Education Secretary Betsy DeVos waits to testify before the House Appropriations Committee on Capitol Hill.
Pablo Martinez Monsivais
Education Secretary Betsy DeVos waits to testify before the House Appropriations Committee on Capitol Hill.

Democrats got their shot at Education Secretary Betsy DeVos on Tuesday, when she testified before a House committee about her department's proposed budget.

The hearing followed widespread criticism of DeVos for lackluster performances on 60 Minutes and the Today show earlier this month. She remains one of the most unpopular members of President Trump's Cabinet and continues to anger Democrats over many issues.

Republicans at the hearing, not surprisingly, were more supportive, praising DeVos for her efforts to shrink the size of the federal bureaucracy, her support for charter schools and vouchers, and for her stance that states should decide whether teachers should carry guns.

But from Democrats, there was criticism — and scorn.

Rep. Rosa DeLauro, D-Conn., started off by taking aim at DeVos' proposed 5 percent cut in education spending for 2019.

"You are turning your back on public schools," DeLauro said. "You admitted in your interview on 60 Minutes that you have yet to visit a single struggling school and said you support arming teachers, an idea most teachers oppose."

DeVos insisted that arming teachers should be left up to the states and local school districts. She said she hasn't visited struggling schools because she is afraid she wouldn't be welcome. She said she has focused instead on schools that are doing innovative things and are more welcoming.

DeLauro piled on the criticisms: "You stand up for debt collectors rather than college students struggling to pay back loans. You favor reducing government oversight of private, for-profit schools with bad track records. You're undermining sexual assault policies on college campuses."

DeVos seemed unruffled, smiling as she tried to get back to a discussion about the budget, especially her push to help low-income parents pay for private school tuition.

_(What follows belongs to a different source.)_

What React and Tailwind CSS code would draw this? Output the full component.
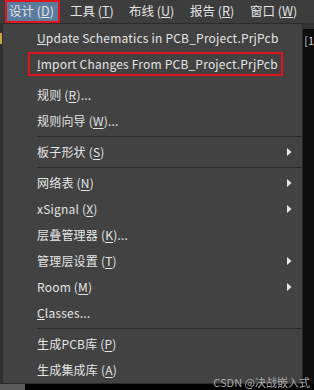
import React from 'react';

const FONT = { fontFamily: '"Noto Sans CJK SC", "Noto Sans", sans-serif' };

const topMenus = [
  { label: '工具', key: 'T', w: 'w-[59px]' },
  { label: '布线', key: 'U', w: 'w-[61px]' },
  { label: '报告', key: 'R', w: 'w-[60px]' },
  { label: '窗口', key: 'W', w: 'w-[60px]' },
];

function Arrow() {
  return (
    <svg width="5" height="8" viewBox="0 0 5 8" className="absolute right-[10px] top-1/2 -translate-y-1/2">
      <polygon points="0,0 4.5,4 0,8" fill="#e8e8e8" />
    </svg>
  );
}

function Key({ k }) {
  return (
    <>
      {' ('}
      <u className="underline-offset-[2px]">{k}</u>
      {')'}
    </>
  );
}

function Item({ label, k, dots, sub, h = 'h-[26px]', children }) {
  return (
    <div className={`relative flex items-center pl-[34px] ${h}`}>
      <span className="whitespace-nowrap tracking-[0.2px]">
        {children || (
          <>
            {label}
            <Key k={k} />
            {dots && '...'}
          </>
        )}
      </span>
      {sub && <Arrow />}
    </div>
  );
}

function Sep() {
  return (
    <div className="h-[5px] flex items-center pl-[34px]">
      <div className="h-px w-full bg-[#2a2a2a]" />
    </div>
  );
}

export default function App() {
  return (
    <div className="w-[314px] h-[390px] bg-black overflow-hidden text-[12px] text-[#e4e4e4] relative" style={FONT}>
      {/* menu bar */}
      <div className="h-[23px] bg-[#3d3d3d] flex items-center pl-[7px] text-[12.5px]">
        <div className="relative h-[19px] w-[51px] bg-[#5a7a9e] flex items-center pl-[2px] whitespace-nowrap">
          设计 (<u>D</u>)
          <div className="absolute -left-[2px] -top-[2px] w-[55px] h-[23px] border-2 border-[#e0161e]" />
        </div>
        <div className="w-[12px]" />
        {topMenus.map((m) => (
          <span key={m.key} className={`${m.w} whitespace-nowrap`}>
            {m.label} (<u>{m.key}</u>)
          </span>
        ))}
      </div>

      <div className="flex h-[361px]">
        {/* left strip */}
        <div className="w-[2px] bg-[#2f2f2f] flex flex-col">
          <div className="h-[10px]" />
          <div className="h-[11px] w-[2px] bg-[#c9a63a]" />
        </div>

        {/* dropdown */}
        <div className="w-[304px] h-[361px] bg-[#424242] border border-[#2b2b2b] pt-px">
          <Item>
            <u>U</u>pdate Schematics in PCB_Project.PrjPcb
          </Item>
          <Item h="h-[25px]">
            <span className="relative">
              <u>I</u>mport Changes From PCB_Project.PrjPcb
            </span>
            <span className="absolute left-[25px] top-[1px] w-[255px] h-[24px] border-2 border-[#e0161e]" />
          </Item>
          <div className="h-[6px]" />
          <Item label="规则" k="R" dots />
          <Item label="规则向导" k="W" dots />
          <Sep />
          <Item label="板子形状" k="S" sub />
          <Sep />
          <Item label="网络表" k="N" sub />
          <Item label="xSignal" k="X" sub />
          <Item label="层叠管理器" k="K" dots />
          <Item label="管理层设置" k="T" sub />
          <Item label="Room" k="M" sub />
          <Item>
            <u>C</u>lasses...
          </Item>
          <Sep />
          <Item label="生成PCB库" k="P" />
          <Item label="生成集成库" k="A" />
        </div>

        {/* right strip */}
        <div className="flex-1 bg-[#0c0c0c] flex flex-col">
          <div className="h-[6px] bg-[#333333]" />
          <div className="h-[5px]" />
          <div className="text-[11px] leading-[12px] text-[#cfcfcf] pl-[1px]">[1</div>
        </div>
      </div>

      {/* bottom */}
      <div className="flex h-[6px]">
        <div className="w-[25px] bg-[#5b5b5b]" />
        <div className="flex-1 bg-black" />
      </div>

      <div className="absolute right-[4px] bottom-[1px] text-[11px] leading-[14px] text-[#a8a8a8]">CSDN @决战嵌入式</div>
    </div>
  );
}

Rep. Nita Lowey, a New York Democrat, was next: "Your budget includes over a billion dollars more for school choice," she told DeVos. "But no new money for special education."

Lowey accused DeVos of not caring that some private schools aren't following federal laws that are supposed to protect children with disabilities.

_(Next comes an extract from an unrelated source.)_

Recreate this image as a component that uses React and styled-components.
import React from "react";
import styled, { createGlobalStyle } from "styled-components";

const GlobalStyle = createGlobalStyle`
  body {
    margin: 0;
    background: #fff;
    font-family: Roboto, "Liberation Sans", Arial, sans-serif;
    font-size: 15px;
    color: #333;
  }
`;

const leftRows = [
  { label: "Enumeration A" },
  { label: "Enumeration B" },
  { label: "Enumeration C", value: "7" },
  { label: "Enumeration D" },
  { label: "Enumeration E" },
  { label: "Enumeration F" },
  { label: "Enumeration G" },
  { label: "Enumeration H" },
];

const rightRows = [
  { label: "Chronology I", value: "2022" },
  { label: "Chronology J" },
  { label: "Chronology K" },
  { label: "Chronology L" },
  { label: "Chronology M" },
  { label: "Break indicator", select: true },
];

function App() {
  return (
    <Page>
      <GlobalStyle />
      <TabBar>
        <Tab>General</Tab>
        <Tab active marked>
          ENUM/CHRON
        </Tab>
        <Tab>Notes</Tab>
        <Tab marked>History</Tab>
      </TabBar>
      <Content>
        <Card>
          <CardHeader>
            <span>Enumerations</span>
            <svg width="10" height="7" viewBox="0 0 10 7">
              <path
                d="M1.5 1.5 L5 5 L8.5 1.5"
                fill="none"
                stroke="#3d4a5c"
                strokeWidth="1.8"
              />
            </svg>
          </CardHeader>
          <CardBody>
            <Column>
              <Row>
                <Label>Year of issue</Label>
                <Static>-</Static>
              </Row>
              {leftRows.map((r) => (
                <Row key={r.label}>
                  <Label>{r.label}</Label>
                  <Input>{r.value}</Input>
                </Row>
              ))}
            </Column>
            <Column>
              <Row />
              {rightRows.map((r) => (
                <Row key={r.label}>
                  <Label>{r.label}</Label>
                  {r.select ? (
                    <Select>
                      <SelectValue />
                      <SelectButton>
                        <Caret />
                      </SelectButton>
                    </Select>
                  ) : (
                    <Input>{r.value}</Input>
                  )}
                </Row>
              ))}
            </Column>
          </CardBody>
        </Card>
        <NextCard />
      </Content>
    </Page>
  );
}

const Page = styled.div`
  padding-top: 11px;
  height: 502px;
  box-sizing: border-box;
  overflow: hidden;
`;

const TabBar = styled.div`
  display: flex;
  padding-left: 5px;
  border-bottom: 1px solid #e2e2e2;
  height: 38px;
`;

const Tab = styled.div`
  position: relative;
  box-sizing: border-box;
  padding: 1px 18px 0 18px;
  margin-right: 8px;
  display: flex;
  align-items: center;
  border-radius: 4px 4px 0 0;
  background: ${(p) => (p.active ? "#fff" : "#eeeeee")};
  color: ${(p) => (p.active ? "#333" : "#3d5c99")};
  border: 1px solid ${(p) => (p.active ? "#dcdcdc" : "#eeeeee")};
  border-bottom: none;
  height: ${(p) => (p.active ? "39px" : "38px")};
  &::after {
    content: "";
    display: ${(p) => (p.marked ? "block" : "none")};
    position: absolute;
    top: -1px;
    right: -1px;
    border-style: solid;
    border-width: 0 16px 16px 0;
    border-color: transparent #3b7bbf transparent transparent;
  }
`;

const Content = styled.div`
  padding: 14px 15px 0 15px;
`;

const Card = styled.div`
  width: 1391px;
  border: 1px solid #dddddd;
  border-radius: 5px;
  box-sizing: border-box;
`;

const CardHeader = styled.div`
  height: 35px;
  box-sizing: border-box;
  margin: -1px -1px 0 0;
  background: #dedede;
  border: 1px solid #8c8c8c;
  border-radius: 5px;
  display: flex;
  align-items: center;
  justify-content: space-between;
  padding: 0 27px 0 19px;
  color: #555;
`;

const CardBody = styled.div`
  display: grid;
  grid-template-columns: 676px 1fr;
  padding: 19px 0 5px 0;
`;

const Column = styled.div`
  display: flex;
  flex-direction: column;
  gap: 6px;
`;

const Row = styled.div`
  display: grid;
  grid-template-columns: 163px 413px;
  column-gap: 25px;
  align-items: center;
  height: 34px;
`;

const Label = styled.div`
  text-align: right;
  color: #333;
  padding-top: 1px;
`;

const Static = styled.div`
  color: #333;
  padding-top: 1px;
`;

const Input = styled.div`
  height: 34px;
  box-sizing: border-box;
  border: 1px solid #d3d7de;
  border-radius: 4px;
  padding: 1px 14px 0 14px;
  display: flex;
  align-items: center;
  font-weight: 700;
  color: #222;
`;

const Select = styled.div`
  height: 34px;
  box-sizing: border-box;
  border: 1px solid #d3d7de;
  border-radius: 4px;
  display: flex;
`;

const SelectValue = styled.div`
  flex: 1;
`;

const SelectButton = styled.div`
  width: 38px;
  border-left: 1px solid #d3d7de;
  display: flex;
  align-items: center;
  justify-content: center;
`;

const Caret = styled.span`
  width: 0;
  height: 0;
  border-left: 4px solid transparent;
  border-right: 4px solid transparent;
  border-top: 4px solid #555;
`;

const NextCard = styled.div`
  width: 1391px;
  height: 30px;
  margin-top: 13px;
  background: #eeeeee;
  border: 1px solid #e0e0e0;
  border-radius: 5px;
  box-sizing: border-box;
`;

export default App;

"We are working to make sure private schools follow those laws," DeVos responded. "But it's a state matter if a school has its own programs that the Individuals with Disabilities Education Act does not cover or fund."

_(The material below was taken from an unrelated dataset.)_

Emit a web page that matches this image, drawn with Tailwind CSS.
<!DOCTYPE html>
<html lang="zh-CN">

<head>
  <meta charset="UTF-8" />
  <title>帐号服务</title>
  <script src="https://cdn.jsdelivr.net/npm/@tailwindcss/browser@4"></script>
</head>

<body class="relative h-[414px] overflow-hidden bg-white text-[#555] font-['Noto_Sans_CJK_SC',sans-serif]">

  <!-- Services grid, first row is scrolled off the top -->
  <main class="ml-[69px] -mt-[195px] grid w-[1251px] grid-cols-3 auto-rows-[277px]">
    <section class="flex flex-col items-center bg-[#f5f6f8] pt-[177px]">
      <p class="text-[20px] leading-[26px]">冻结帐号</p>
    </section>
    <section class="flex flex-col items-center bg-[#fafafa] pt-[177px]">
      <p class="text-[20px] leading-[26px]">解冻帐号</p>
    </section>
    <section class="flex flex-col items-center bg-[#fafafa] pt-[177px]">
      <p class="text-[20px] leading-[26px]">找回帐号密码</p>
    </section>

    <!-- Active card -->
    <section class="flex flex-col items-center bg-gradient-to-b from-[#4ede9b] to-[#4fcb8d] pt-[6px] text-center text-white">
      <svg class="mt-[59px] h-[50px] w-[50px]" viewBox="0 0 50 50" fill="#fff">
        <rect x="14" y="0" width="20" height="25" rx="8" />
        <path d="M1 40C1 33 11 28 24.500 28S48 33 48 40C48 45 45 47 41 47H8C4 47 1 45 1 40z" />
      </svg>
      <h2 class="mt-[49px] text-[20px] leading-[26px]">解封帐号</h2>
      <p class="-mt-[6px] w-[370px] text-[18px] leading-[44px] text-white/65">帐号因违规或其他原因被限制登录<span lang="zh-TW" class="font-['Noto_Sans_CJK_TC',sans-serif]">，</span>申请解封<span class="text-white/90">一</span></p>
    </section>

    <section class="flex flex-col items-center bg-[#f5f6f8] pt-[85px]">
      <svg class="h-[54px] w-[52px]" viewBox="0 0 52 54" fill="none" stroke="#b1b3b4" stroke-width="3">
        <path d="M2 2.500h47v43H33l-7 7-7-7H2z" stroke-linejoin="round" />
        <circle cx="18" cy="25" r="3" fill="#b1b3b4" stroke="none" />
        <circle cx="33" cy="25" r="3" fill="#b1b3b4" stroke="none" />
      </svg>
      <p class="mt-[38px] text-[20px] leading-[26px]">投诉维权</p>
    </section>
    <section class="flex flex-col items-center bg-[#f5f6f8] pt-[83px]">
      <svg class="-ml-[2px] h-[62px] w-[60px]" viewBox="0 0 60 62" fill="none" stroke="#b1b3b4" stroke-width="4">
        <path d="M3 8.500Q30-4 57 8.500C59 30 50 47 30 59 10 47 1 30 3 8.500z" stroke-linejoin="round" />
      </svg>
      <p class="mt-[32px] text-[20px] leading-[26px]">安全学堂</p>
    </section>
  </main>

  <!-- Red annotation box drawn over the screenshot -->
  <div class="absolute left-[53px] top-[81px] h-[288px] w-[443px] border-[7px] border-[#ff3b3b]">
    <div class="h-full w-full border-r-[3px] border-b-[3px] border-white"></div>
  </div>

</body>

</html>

"Wait," Lowey interrupted, "you're saying the feds have no role in making sure parents get services that IDEA calls for? So if parents put a child in a school that does not serve that child, that's OK?"

DeVos did not respond.

Returning to her budget proposal, the secretary said it has two main goals: first, to make the department more efficient by doing more with less, and, second, to reduce the federal footprint on state and local school reform.

To that end, DeVos wants to slash the budget, mostly by cutting $2 billion from teacher training and professional development programs. She suggested that school districts could replace that money by taking funds from other federal programs.

"That's preposterous!" said Rep. Lucille Roybal-Allard, a California Democrat.

"You're robbing Peter to pay Paul," agreed Democrat Barbara Lee, also of California.

Lee accused DeVos of rolling back protections for the rights of minority students. She noted DeVos' proposal to reduce funding for the department's Office for Civil Rights and the administration's support for a rollback of Obama-era guidance on racial disparity in suspensions and expulsions.

Years of research show that African-American and Latino students are punished more often and more harshly than white students for the same violations.

"Do you admit there's racial bias? Yes or no?" Lee asked.

"We don't tolerate discrimination," DeVos responded. "The office of civil rights is doing more with less. It's more efficient than before. Our budget protects and encourages minority students. It expands opportunities that target minority low-income students."

"Your head is in the sand," Lee retorted. "You just don't care about civil rights do you?"

Rep. Andy Harris, R-Md., came to DeVos' defense.

"It's shameful that you're being accused of being racist just because people don't agree with you," he told her.

On guns and arming teachers, DeVos had little to add beyond what she has said previously: It's an issue best left to states.

Although DeVos went to Florida after the Parkland shooting, Rep. Mark Pocan, a Wisconsin Democrat, wanted to know: "Will you at least be willing to meet with students from [Marjory] Stoneman Douglas High School, who'll be marching this Saturday in Washington?"

"Yes," DeVos said. "But at some other time."

Trump has named DeVos to head a new commission on school safety. She told the lawmakers that the panel will examine the "culture of violence" in the U.S.

After more than two hours of testimony and repeated attacks from Democrats, Rep. Rodney Frelinghuysen, R-N.J., stated the obvious: "There's a disconnect between you and lawmakers."